At the heart of the project: a photographic stalk undertaken in 2023, in which Pitoiset follows salarymen in their after-work rituals. Bars, game rooms, restaurants, places of forgetfulness — their nocturnal paths sketch a map of social exhaustion. Their bodies, captured at dawn in a harsh light, lie on the ground, still dressed in their suits, as if frozen in a role they never chose. These figures of exhausted obedience resonate with those of the 1930s dance marathoners — bodies worn to the point of vertigo, breathless, a recurring motif in Pitoiset's work. Sleepwalkers, absentees, dissociates, ghosts or empty figures wander and resist in the corridors of Pitoiset's work, who has spent years exploring this iconography.

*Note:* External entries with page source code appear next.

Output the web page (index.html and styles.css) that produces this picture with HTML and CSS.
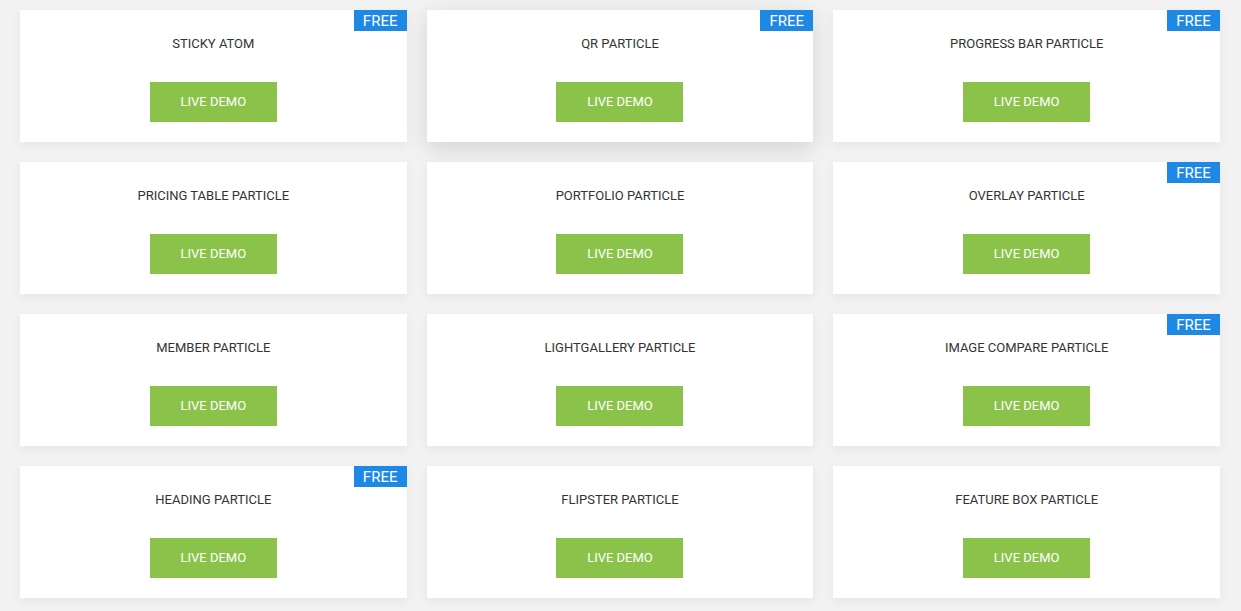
FILE: index.html
```html
<!DOCTYPE html>
<html lang="en">

<head>
    <meta charset="UTF-8">
    <meta name="viewport" content="width=device-width, initial-scale=1.0">
    <title>Particles</title>
    <link rel="stylesheet" href="styles.css">
</head>

<body>
    <div class="particle-grid">
        <div class="particle-card">
            <span class="free-badge">FREE</span>
            <div class="particle-title">STICKY ATOM</div>
            <a class="demo-button" href="#">LIVE DEMO</a>
        </div>
        <div class="particle-card hovered">
            <span class="free-badge">FREE</span>
            <div class="particle-title">QR PARTICLE</div>
            <a class="demo-button" href="#">LIVE DEMO</a>
        </div>
        <div class="particle-card">
            <span class="free-badge">FREE</span>
            <div class="particle-title">PROGRESS BAR PARTICLE</div>
            <a class="demo-button" href="#">LIVE DEMO</a>
        </div>

        <div class="particle-card">
            <div class="particle-title">PRICING TABLE PARTICLE</div>
            <a class="demo-button" href="#">LIVE DEMO</a>
        </div>
        <div class="particle-card">
            <div class="particle-title">PORTFOLIO PARTICLE</div>
            <a class="demo-button" href="#">LIVE DEMO</a>
        </div>
        <div class="particle-card">
            <span class="free-badge">FREE</span>
            <div class="particle-title">OVERLAY PARTICLE</div>
            <a class="demo-button" href="#">LIVE DEMO</a>
        </div>

        <div class="particle-card">
            <div class="particle-title">MEMBER PARTICLE</div>
            <a class="demo-button" href="#">LIVE DEMO</a>
        </div>
        <div class="particle-card">
            <div class="particle-title">LIGHTGALLERY PARTICLE</div>
            <a class="demo-button" href="#">LIVE DEMO</a>
        </div>
        <div class="particle-card">
            <span class="free-badge">FREE</span>
            <div class="particle-title">IMAGE COMPARE PARTICLE</div>
            <a class="demo-button" href="#">LIVE DEMO</a>
        </div>

        <div class="particle-card">
            <span class="free-badge">FREE</span>
            <div class="particle-title">HEADING PARTICLE</div>
            <a class="demo-button" href="#">LIVE DEMO</a>
        </div>
        <div class="particle-card">
            <div class="particle-title">FLIPSTER PARTICLE</div>
            <a class="demo-button" href="#">LIVE DEMO</a>
        </div>
        <div class="particle-card">
            <div class="particle-title">FEATURE BOX PARTICLE</div>
            <a class="demo-button" href="#">LIVE DEMO</a>
        </div>
    </div>
</body>

</html>
```

FILE: styles.css
```css
* {
    margin: 0;
    padding: 0;
    box-sizing: border-box;
}

body {
    background: #f2f2f2;
    color: #333;
    font-family: Roboto, 'Liberation Sans', sans-serif;
    overflow: hidden;
}

.particle-grid {
    display: grid;
    grid-template-columns: repeat(3, 1fr);
    grid-auto-rows: 132px;
    column-gap: 20px;
    row-gap: 20px;
    padding: 10px 21px 10px 20px;
}

.particle-card {
    position: relative;
    background: #fff;
    display: flex;
    flex-direction: column;
    align-items: center;
    padding-top: 24px;
    box-shadow: 0 3px 10px rgba(0, 0, 0, 0.06);
}

.particle-card.hovered {
    box-shadow: 0 6px 22px rgba(0, 0, 0, 0.13);
}

.particle-title {
    font-size: 13px;
    line-height: 20px;
    color: #333;
    margin-bottom: 28px;
}

.demo-button {
    display: flex;
    align-items: center;
    justify-content: center;
    width: 127px;
    height: 40px;
    padding-bottom: 2px;
    background: #8bc34a;
    color: #fff;
    font-size: 13px;
    text-decoration: none;
}

.free-badge {
    position: absolute;
    top: 0;
    right: 0;
    width: 53px;
    height: 21px;
    padding-top: 1px;
    background: #1e88e5;
    color: #fff;
    font-size: 15px;
    line-height: 20px;
    text-align: center;
}
```
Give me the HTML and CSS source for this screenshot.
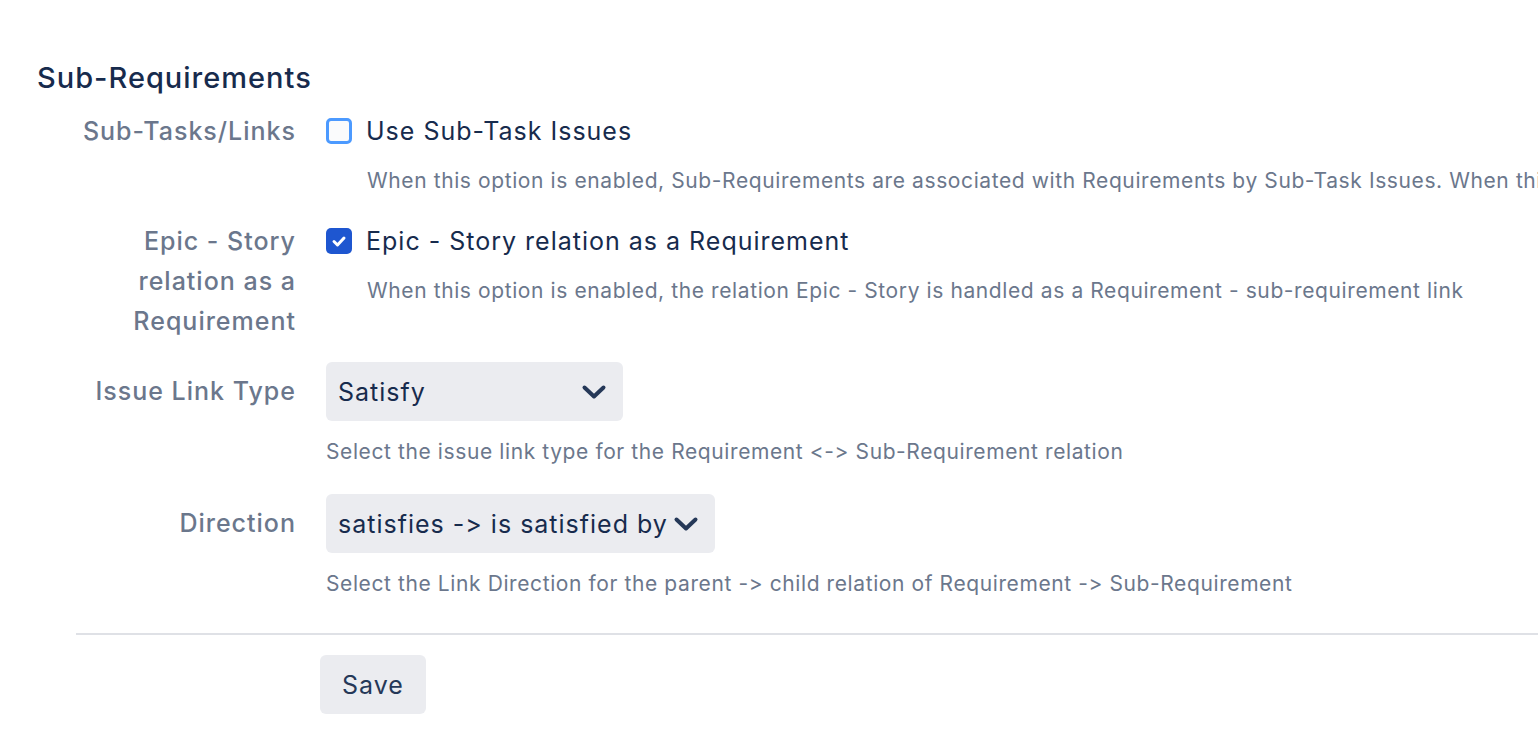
FILE: index.html
```html
<!DOCTYPE html>
<html>
<head>
  <meta charset="UTF-8">
  <title>Sub-Requirements</title>
  <link rel="stylesheet" href="styles.css">
</head>
<body>
  <div class="settings">
    <h2>Sub-Requirements</h2>
    <div class="form-row">
      <div class="field-label">Sub-Tasks/Links</div>
      <div class="field">
        <label class="check">
          <span class="box"></span>
          <span>Use Sub-Task Issues</span>
        </label>
        <div class="check-help">When this option is enabled, Sub-Requirements are associated with Requirements by Sub-Task Issues. When this option is disabled, Sub-Requirements are associated by Issue Links.</div>
      </div>
    </div>
    <div class="form-row epic-row">
      <div class="field-label">Epic - Story relation as a Requirement</div>
      <div class="field">
        <label class="check">
          <span class="box checked">
            <svg width="26" height="26" viewBox="0 0 26 26"><path d="M8 13.5l3.5 3.5 6.5-7" fill="none" stroke="#fff" stroke-width="3" stroke-linecap="round" stroke-linejoin="round"/></svg>
          </span>
          <span>Epic - Story relation as a Requirement</span>
        </label>
        <div class="check-help">When this option is enabled, the relation Epic - Story is handled as a Requirement - sub-requirement link</div>
      </div>
    </div>
    <div class="form-row select-row">
      <div class="field-label">Issue Link Type</div>
      <div class="field">
        <div class="select link-type">
          <span>Satisfy</span>
          <svg class="chevron" width="26" height="16" viewBox="0 0 26 16"><path d="M3.5 3.5l9.5 9 9.5-9" fill="none" stroke="#253858" stroke-width="4" stroke-linecap="round" stroke-linejoin="round"/></svg>
        </div>
        <div class="help">Select the issue link type for the Requirement &lt;-&gt; Sub-Requirement relation</div>
      </div>
    </div>
    <div class="form-row select-row direction-row">
      <div class="field-label">Direction</div>
      <div class="field">
        <div class="select direction">
          <span>satisfies -&gt; is satisfied by</span>
          <svg class="chevron" width="26" height="16" viewBox="0 0 26 16"><path d="M3.5 3.5l9.5 9 9.5-9" fill="none" stroke="#253858" stroke-width="4" stroke-linecap="round" stroke-linejoin="round"/></svg>
        </div>
        <div class="help">Select the Link Direction for the parent -&gt; child relation of Requirement -&gt; Sub-Requirement</div>
      </div>
    </div>
    <div class="buttons">
      <button class="save-button">Save</button>
    </div>
  </div>
</body>
</html>
```

FILE: styles.css
```css
html, body {
  margin: 0;
  padding: 0;
  overflow: hidden;
}
body {
  font-family: Inter, "Noto Sans", sans-serif;
  font-feature-settings: "calt" 0;
  color: #172B4D;
  background: #fff;
}
.settings {
  padding: 58px 0 0 37px;
}
h2 {
  margin: 0;
  font-size: 29px;
  line-height: 40px;
  font-weight: 500;
  color: #172B4D;
  letter-spacing: 1px;
}
.form-row {
  display: flex;
  margin-left: 39px;
  margin-top: 13px;
}
.field-label {
  width: 220px;
  flex-shrink: 0;
  text-align: right;
  font-size: 25px;
  font-weight: 500;
  letter-spacing: 1px;
  line-height: 40px;
  color: #6B778C;
  margin-right: 30px;
}
.field {
  flex: 1;
  min-width: 0;
}
.check {
  display: flex;
  align-items: center;
  font-size: 25px;
  letter-spacing: 1px;
  line-height: 40px;
  color: #172B4D;
}
.box {
  width: 26px;
  height: 26px;
  box-sizing: border-box;
  border: 3px solid #4C9AFF;
  border-radius: 5px;
  background: #FAFBFC;
  margin-right: 14px;
  display: flex;
}
.box.checked {
  border: none;
  background: #1E56D0;
}
.check-help, .help {
  font-size: 21px;
  letter-spacing: 0.6px;
  line-height: 28px;
  color: #6B778C;
  white-space: nowrap;
}
.check-help {
  margin: 16px 0 0 41px;
}
.epic-row {
  margin-top: 26px;
}
.select-row {
  margin-top: 21px;
}
.direction-row {
  margin-top: 28px;
}
.select-row .field-label {
  line-height: 59px;
}
.select {
  display: inline-flex;
  align-items: center;
  justify-content: space-between;
  height: 59px;
  box-sizing: border-box;
  padding: 0 4px 0 12px;
  background: #EBECF0;
  border-radius: 6px;
  font-size: 25px;
  letter-spacing: 1px;
  color: #172B4D;
  white-space: nowrap;
}
.link-type {
  width: 297px;
  padding-right: 16px;
}
.direction {
  width: 389px;
  padding-right: 16px;
}
.chevron {
  flex-shrink: 0;
}
.help {
  margin-top: 17px;
}
.buttons {
  margin: 35px 0 0 39px;
  border-top: 2px solid #DFE1E6;
  padding: 20px 0 0 244px;
}
.save-button {
  height: 59px;
  width: 106px;
  border: none;
  border-radius: 6px;
  background: #EBECF0;
  color: #253858;
  font-family: Inter, "Noto Sans", sans-serif;
  font-feature-settings: "calt" 0;
  font-size: 25px;
  letter-spacing: 1px;
  cursor: pointer;
}
```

In this same series, a sugary aesthetic inhabits the images of Inemuri: close-ups of food that seems to lick the face, stuffed animals with voyeuristic eyes.
Another figure, discreet yet omnipresent, emerges on the margins of the exhibition: that of the delivery workers, ghosts of contemporary cities. Through a shift in scale, Pitoiset summons them through packaging adorned with miniatures — toys made from waste, traces of a hurried passage. Silent evidence of a race without a finish line, they form an archaeology of contemporary fatigue just as ritualized, just as silent.
The exhibition acts like a field of poppies: seductive and insidiously narcotic. Like in the iconic scene from The Wizard of Oz, where Dorothy collapses into an artificial sleep in the heart of an enchanting landscape, here too, seduction precedes awakening. Colors, objects, and gestures follow the path of a dream before the illusion dissipates.
The world tilts in Pitoiset's work, and our very desire to wake up remains uncertain.